NX06NW 7 0339 6583 and 0328 6578

(NX 0339 6583) Kilmorie Chapel (NR) (Site of)

(NX 0328 6578) St. Mary's Well (NR)

OS 6" map (1957).

See also NX06NW 3.

The published site is the supposed site (Name Book 1847) of Kilmorie Chapel, and does not seem to accord with Symson's description in 1684, when the chapel was wholly ruinous, within a little croft. At the side of this Chapel there is a well to which people superstitiously resort (W Macfarlane 1907).

Fragmentary remains of the Chapel, which is said to have been destroyed at the Reformation, were visible in 1837 (NSA 1845) but by 1847 (Name Book 1847) no trace remained.

St Mary's Well is covered by a stone slab which is said to have had an inscription, and the water is piped off (E M H M'Kerlie 1916).

A fine Celtic cross-slab was removed from the site of the Chapel about the beginning of the 18th century, and is now in the grounds of Corsewall House (NX06NW 3).

If W Nicolaisen (School of Scottish Studies) is correct in his belief that the prefix 'Kil' went out of use about 850 AD, and Charles Thomas (Leicester University) is correct in stating that the dedication to the Virgin Mary was not introduced into western Europe until the 12th c, the name 'Kilmorie' cannot be an original dedication to the Virgin Mary, as previously believed.

Reeves states that the corruption of St Maelrubha's name has in many instances caused the patronage of ancient churches under Celtic foundation to be transferred to the Virgin Mary instead of St Maelrubha (642-722 AD), but Maelrubha is not usually associated with this part of the country.

(Information from A MacDonald, MoPBW, 10 August 1967)

W Reeves 1862; J R Allen and J Anderson 1903

No trace of a chapel could be found at the OS site or the site described by Symson (in Macfarlane), and no further information could be found except that the site is known locally as that of Kilmorie Chapel. The well is as described. The cross-slab is in the garden of Corsewall House at NX 0324 6902.

Visited by OS (RD) 23 February 1968

There are no visible remains of the pre-Reformation chapel which stood at Kilmorie. During the early 18th-century an Early Medieval cross-slab, elaborately sculptured on both faces, was removed from the site of the chapel and now stands 100m E of Corsewall House (NX 0324 6902).

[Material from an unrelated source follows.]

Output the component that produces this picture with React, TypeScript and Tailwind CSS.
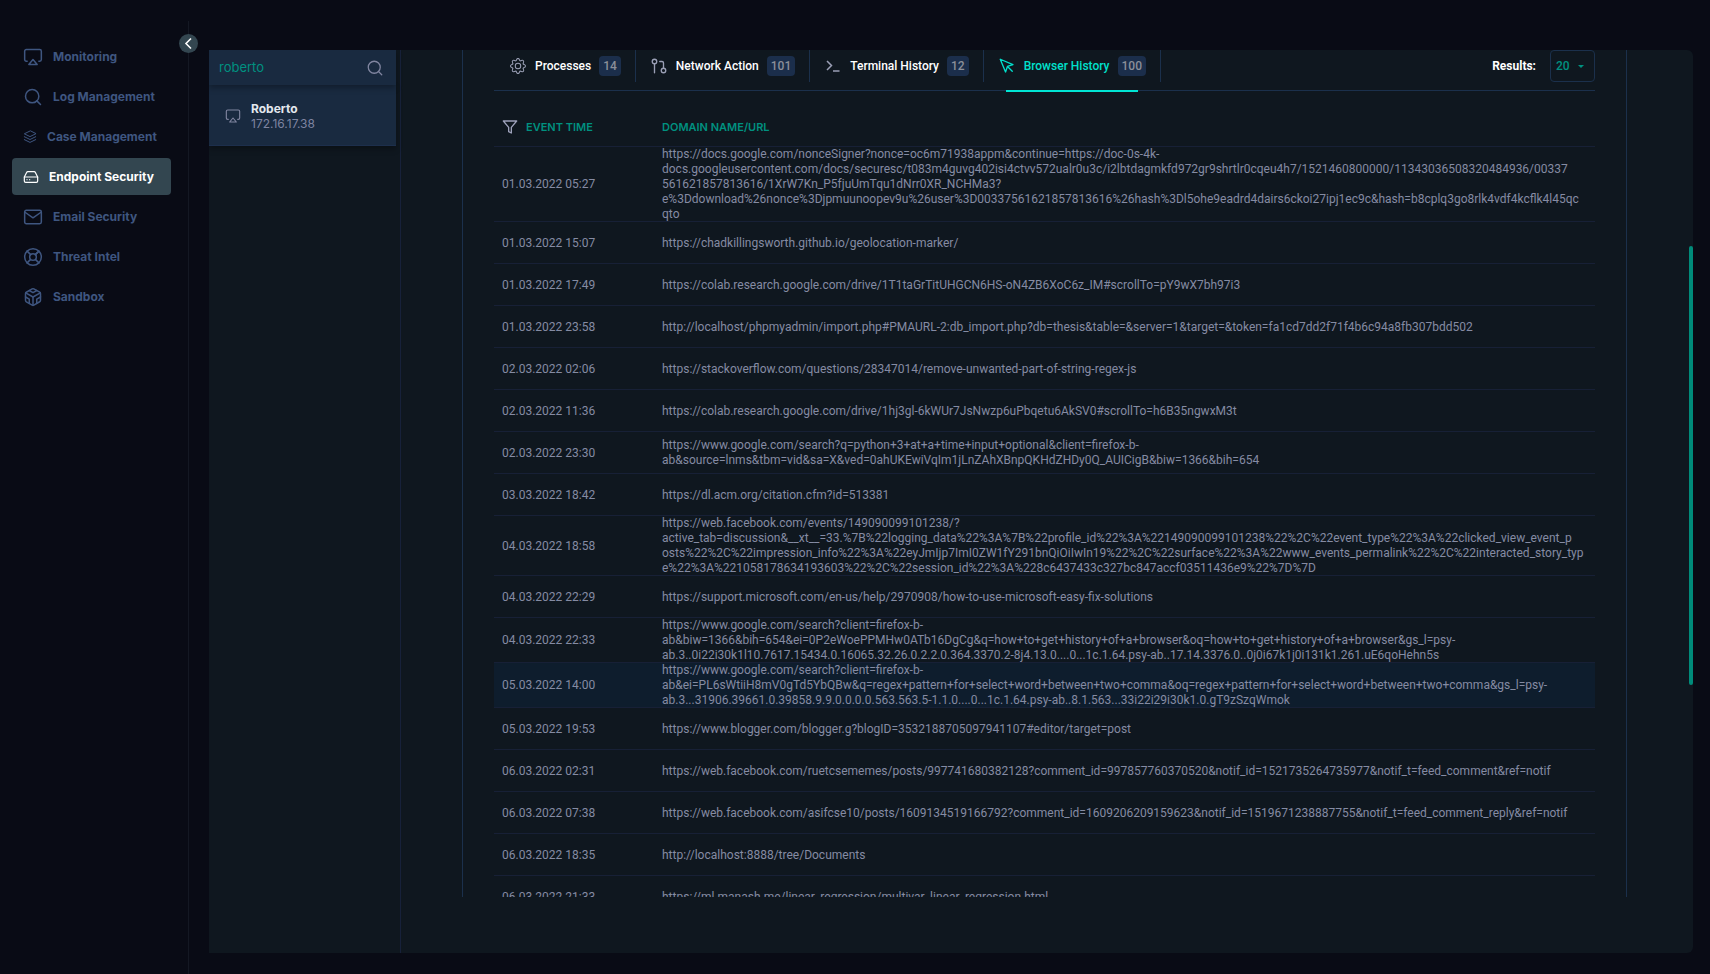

On one face the slab (1.8m long, 0.56m wide, and 0.24m thick) bears an equal-armed cross set on a pedestal divided into three principal panels of ornament. The cross has rounded, hollowed angles, a central boss and is filled with foliaceous scrollwork; on the reverse a cross of similar form bears a crucifixion scene.

NSA 1845; Name Book; J Stuart 1867; J R Allen and J Anderson 1903; W Macfarlane 1906-8; E M H M'Kerlie 1916; RCAHMS 1912; RCAHMS 1985, visited September 1984.